Ten commandments, after several months of web design work in my part. Potential clients, please follow these:
- Have a clear image in your mind about what you want to achieve with your website. Even a draft will do.
- Try to look around the internet for competitors, and scribble down what you like about their sites.
- Educate yourself about what’s the fuss about “copyrights”, and learn to obey them. Don’t tell your designer to “take a screenshot of this site and copy it in mine”.
- Your designer is no teacher. She will help you around the web a little, but don’t except her to guide you step-by-step in how to search for porn sites.
- Understand that you get what you pay. You cannot pay a lousy 200$ and all of a sudden you realize that “my site looks tacky”.
- Your designer isn’t your friend. She just works for you, for some hours per day. Don’t expect that calling her at 2 a.m. will make her happy.
- Content is the word. You must provide your designer with content. No, two competitor links isn’t content.
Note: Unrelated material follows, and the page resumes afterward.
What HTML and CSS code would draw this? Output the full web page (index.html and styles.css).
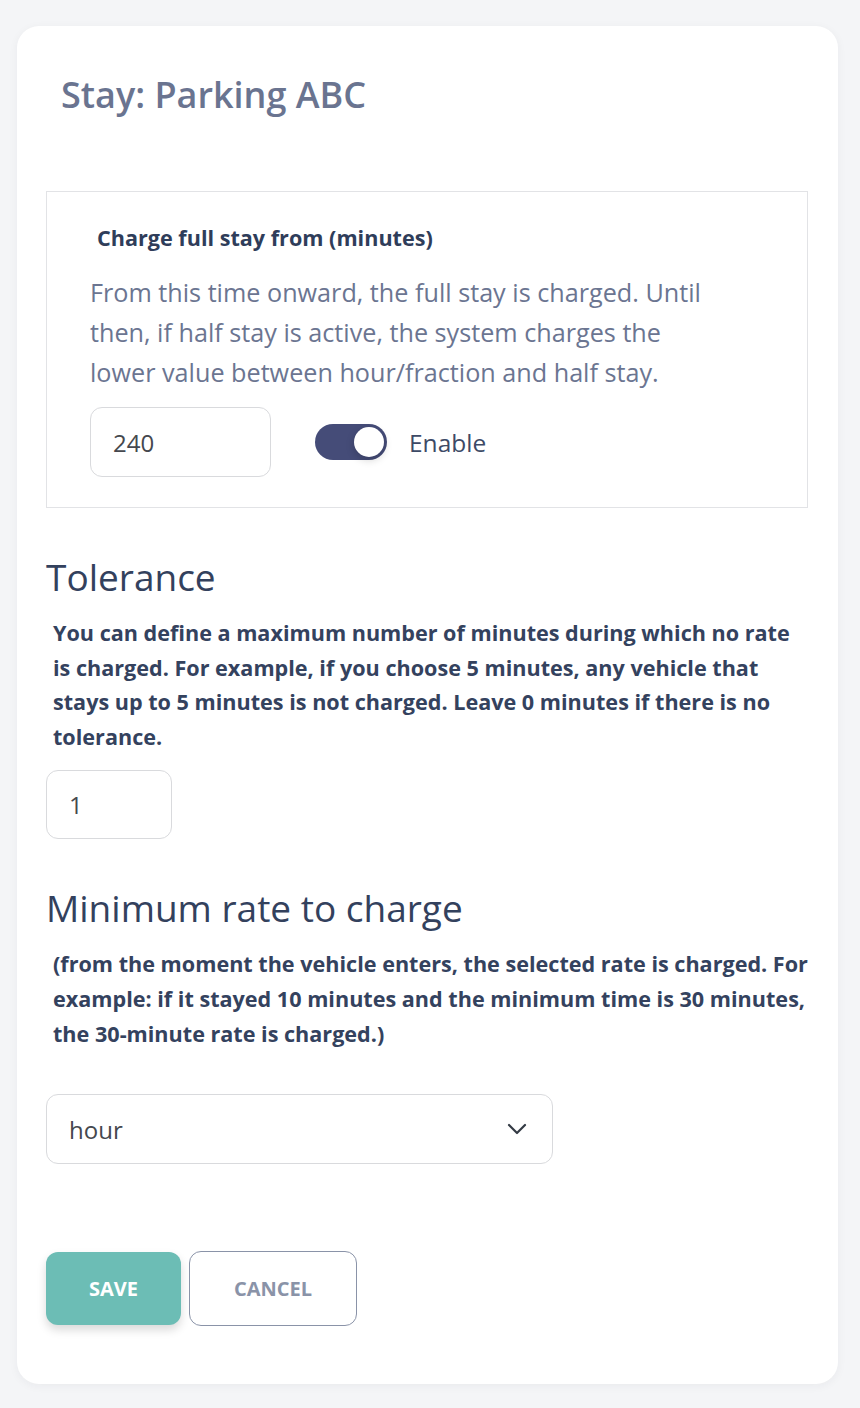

- Pay in-friggin-time. If you suspect you don’t have enough money for your new site redesign, postpone it until you have.
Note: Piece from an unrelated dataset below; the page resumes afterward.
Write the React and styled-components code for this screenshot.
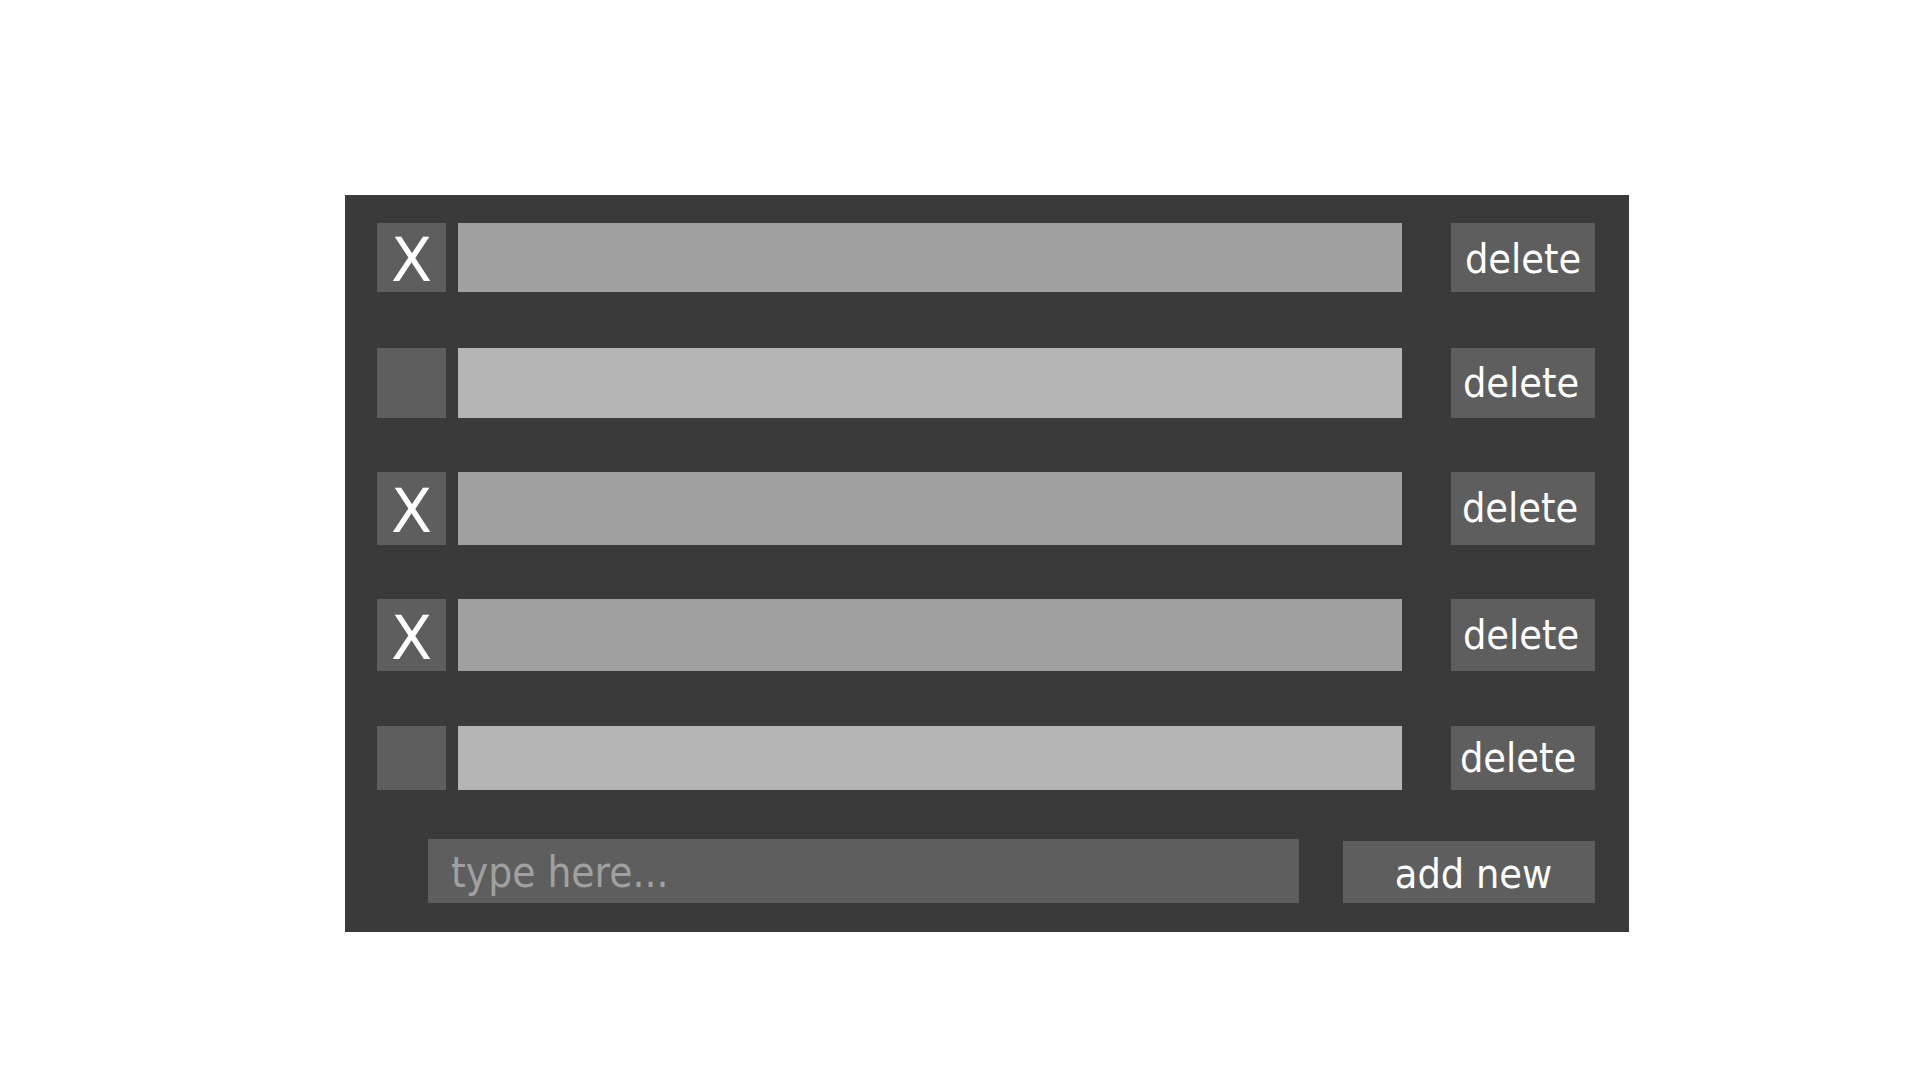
import React from 'react';
import styled, { createGlobalStyle } from 'styled-components';

const GlobalStyle = createGlobalStyle`
  html, body {
    margin: 0;
    padding: 0;
    background: #ffffff;
  }
  body {
    font-family: 'DejaVu Sans Condensed', 'DejaVu Sans', sans-serif;
    font-stretch: condensed;
  }
`;

const Page = styled.div`
  width: 1920px;
  height: 1080px;
  box-sizing: border-box;
  padding: 195px 0 0 345px;
`;

const Panel = styled.div`
  width: 1284px;
  box-sizing: border-box;
  padding: 28px 34px 29px 32px;
  background: #3a3a3a;
  display: flex;
  flex-direction: column;
`;

const Row = styled.div`
  display: flex;
  align-items: stretch;
  height: ${(p) => p.h}px;
  margin-bottom: ${(p) => p.gap}px;
`;

const Check = styled.div`
  width: 69px;
  flex: none;
  margin-right: 12px;
  background: #5e5e5e;
  color: #ffffff;
  display: flex;
  align-items: center;
  justify-content: center;
  font-family: 'DejaVu Sans', sans-serif;
  font-stretch: normal;
  font-size: 60px;
  line-height: 1;
  padding-top: 5px;
  box-sizing: border-box;
`;

const Bar = styled.div`
  flex: 1;
  background: ${(p) => (p.done ? '#a0a0a0' : '#b4b4b4')};
`;

const Button = styled.button`
  flex: none;
  width: ${(p) => p.w}px;
  border: none;
  padding: 0;
  margin: 0;
  background: #5e5e5e;
  color: #ffffff;
  font-family: 'DejaVu Sans Condensed', 'DejaVu Sans', sans-serif;
  font-stretch: condensed;
  font-size: 41px;
  line-height: 1;
  display: flex;
  align-items: center;
  justify-content: center;
`;

const DeleteButton = styled(Button)`
  margin-left: 49px;
  padding-top: ${(p) => p.lift}px;
  padding-right: ${(p) => p.shift}px;
`;

const InputRow = styled.div`
  display: flex;
  align-items: flex-end;
  padding-left: 51px;
  gap: 44px;
`;

const Input = styled.input`
  flex: 1;
  height: 64px;
  box-sizing: border-box;
  border: none;
  outline: none;
  background: #5e5e5e;
  padding: 2px 0 0 23px;
  color: #ffffff;
  font-family: 'DejaVu Sans Condensed', 'DejaVu Sans', sans-serif;
  font-stretch: condensed;
  font-size: 42px;

  &::placeholder {
    color: #a0a0a0;
  }
`;

const AddButton = styled(Button)`
  height: 62px;
  padding-top: 5px;
  padding-left: 9px;
`;

const items = [
  { id: 1, done: true, h: 69, gap: 56, shift: 0, lift: 4 },
  { id: 2, done: false, h: 70, gap: 54, shift: 4, lift: 0 },
  { id: 3, done: true, h: 73, gap: 54, shift: 6, lift: 0 },
  { id: 4, done: true, h: 72, gap: 55, shift: 4, lift: 1 },
  { id: 5, done: false, h: 64, gap: 49, shift: 10, lift: 0 },
];

export default function App() {
  return (
    <>
      <GlobalStyle />
      <Page>
        <Panel>
          {items.map((i) => (
            <Row key={i.id} h={i.h} gap={i.gap}>
              <Check>{i.done ? 'X' : ''}</Check>
              <Bar done={i.done} />
              <DeleteButton w={144} shift={i.shift} lift={i.lift}>
                delete
              </DeleteButton>
            </Row>
          ))}
          <InputRow>
            <Input placeholder='type here...' />
            <AddButton w={252}>add new</AddButton>
          </InputRow>
        </Panel>
      </Page>
    </>
  );
}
- For heaven’s sake, don’t insult your web designer. She’s a human being, probably more tech savvy than you, and sometimes she can’t take even the slightest of sly humour, coming of your part.
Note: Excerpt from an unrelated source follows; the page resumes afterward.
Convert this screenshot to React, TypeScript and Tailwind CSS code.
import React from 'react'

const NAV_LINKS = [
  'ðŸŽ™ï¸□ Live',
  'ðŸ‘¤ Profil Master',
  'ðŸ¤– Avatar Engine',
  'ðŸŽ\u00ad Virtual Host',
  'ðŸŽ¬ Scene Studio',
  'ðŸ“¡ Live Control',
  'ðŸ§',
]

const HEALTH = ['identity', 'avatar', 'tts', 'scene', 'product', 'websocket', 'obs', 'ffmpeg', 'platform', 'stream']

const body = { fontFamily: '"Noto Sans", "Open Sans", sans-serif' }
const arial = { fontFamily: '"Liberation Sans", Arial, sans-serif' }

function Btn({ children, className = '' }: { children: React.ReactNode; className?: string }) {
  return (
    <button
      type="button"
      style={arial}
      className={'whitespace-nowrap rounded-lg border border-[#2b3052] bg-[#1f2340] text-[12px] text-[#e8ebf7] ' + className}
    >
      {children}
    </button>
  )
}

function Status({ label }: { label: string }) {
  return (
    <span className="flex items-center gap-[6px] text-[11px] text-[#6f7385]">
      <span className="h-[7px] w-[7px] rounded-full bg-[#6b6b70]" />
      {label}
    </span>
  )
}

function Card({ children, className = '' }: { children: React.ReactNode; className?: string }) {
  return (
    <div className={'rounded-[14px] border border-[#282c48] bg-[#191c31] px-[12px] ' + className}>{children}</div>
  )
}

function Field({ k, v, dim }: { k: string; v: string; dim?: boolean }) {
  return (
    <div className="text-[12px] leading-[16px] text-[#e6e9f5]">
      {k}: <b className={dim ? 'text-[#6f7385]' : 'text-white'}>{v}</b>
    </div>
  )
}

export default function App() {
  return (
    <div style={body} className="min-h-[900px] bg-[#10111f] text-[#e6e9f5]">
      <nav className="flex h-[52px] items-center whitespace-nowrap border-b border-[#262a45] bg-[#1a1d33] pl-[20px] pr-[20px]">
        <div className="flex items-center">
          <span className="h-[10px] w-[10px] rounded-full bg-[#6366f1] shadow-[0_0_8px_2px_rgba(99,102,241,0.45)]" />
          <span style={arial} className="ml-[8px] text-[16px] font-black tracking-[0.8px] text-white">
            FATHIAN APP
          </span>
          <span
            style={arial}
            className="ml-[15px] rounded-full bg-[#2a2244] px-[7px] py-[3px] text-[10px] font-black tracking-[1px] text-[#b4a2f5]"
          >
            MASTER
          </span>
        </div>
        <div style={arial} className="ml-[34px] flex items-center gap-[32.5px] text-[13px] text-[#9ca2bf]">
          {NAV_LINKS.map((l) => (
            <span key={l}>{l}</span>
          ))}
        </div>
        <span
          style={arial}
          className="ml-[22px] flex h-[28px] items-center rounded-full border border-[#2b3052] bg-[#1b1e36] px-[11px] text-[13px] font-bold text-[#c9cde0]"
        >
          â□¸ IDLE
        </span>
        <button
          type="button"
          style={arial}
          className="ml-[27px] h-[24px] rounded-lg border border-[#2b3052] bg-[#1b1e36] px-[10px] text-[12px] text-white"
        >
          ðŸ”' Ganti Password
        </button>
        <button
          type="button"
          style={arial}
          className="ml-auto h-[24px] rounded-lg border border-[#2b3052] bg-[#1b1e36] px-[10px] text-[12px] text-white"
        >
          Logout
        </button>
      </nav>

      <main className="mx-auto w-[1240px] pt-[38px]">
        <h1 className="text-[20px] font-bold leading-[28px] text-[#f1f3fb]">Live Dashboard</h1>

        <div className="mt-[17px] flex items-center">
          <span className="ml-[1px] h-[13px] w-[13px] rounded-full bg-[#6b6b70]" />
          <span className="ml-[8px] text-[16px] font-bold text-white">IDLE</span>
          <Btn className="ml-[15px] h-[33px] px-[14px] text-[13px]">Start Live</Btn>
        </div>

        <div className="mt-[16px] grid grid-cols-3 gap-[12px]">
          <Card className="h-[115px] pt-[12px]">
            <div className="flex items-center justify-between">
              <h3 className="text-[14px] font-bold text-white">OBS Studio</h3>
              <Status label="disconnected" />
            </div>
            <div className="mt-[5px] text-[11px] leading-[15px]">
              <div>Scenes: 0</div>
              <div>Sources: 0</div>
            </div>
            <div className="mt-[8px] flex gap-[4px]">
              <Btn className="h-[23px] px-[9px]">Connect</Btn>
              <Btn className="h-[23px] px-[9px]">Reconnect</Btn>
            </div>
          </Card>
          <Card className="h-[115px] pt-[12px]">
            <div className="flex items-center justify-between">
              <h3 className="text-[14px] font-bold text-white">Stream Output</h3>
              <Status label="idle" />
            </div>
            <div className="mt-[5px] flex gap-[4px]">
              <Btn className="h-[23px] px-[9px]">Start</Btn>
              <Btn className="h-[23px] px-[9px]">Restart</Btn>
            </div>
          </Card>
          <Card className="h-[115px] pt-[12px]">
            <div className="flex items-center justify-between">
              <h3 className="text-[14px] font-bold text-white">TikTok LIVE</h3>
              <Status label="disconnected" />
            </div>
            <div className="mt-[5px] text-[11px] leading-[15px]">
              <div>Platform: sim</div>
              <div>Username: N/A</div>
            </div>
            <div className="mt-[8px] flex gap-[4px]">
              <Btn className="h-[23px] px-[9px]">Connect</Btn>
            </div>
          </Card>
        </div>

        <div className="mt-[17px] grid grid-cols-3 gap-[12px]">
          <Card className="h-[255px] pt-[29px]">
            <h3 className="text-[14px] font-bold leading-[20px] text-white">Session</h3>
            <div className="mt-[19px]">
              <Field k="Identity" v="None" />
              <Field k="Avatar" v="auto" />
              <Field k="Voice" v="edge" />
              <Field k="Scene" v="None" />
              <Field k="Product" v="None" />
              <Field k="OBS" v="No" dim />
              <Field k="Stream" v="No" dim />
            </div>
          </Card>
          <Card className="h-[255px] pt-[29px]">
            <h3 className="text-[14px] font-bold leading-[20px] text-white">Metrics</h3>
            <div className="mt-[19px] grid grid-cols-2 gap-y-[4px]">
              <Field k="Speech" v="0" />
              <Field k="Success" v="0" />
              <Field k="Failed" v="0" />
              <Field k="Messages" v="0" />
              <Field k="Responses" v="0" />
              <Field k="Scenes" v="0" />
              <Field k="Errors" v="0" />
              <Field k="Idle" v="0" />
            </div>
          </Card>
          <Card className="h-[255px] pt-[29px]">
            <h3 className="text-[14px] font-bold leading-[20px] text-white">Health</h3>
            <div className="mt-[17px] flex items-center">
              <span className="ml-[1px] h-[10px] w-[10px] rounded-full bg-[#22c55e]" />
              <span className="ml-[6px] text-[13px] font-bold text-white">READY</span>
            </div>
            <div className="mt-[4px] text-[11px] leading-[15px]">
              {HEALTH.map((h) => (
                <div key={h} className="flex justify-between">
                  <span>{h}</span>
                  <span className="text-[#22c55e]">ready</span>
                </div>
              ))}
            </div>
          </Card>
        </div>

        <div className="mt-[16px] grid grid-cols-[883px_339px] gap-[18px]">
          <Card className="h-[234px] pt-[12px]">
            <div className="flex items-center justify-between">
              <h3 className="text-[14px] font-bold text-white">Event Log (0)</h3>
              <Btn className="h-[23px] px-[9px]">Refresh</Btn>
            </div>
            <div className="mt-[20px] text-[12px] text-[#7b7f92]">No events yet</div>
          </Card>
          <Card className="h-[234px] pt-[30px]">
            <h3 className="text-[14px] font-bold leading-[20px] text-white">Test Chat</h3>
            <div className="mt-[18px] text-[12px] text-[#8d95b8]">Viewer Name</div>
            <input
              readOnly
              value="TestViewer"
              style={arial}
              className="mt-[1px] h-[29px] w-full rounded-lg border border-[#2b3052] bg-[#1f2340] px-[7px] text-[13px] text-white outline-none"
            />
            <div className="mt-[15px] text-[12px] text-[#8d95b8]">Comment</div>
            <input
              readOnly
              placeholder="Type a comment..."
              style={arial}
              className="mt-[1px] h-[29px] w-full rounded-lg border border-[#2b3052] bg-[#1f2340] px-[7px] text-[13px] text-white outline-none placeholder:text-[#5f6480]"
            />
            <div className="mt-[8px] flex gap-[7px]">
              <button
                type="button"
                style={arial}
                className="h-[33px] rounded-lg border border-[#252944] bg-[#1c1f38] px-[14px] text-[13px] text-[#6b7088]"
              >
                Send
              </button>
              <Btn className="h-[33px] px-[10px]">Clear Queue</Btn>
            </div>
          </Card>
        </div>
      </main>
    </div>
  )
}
- Finally, if you think you can do it better than your designer, sit down and do it yourself. Spare her the pain.
Of course, I don’t expect any of my current and future clients to do this. But that would be a happy, happy world for web designers.










3 comments on this post
acidsmile #1
10.Apr.06
roflmao @ 4. welcome to the real world luv.
clients who have no idea what they want, clients that know what they want but is a rip off of another site, clients that know what they want but dun wanna pay…
I wish you to be able to choose your clients soon or develop a thicker skin along with those CSS skills. it’s a jungle out there
P.J. Onori #2
10.Apr.06
Very good list – we can dream, can’t we?
Seriously, clients don’t understand that the easier they make it for us, the better end product they’ll get in the end.
Sugar #3
10.Apr.06
@ acidsmile : I know. The jungle part. I’ve long ago decided that I actually don’t want to be a professional web designer, but a hobbyist.
@ P.J. : Amen! The best looking work I ever made was for a client that provided me with all the content in the world, neatly categorized, and never bothered me with anything. Bliss!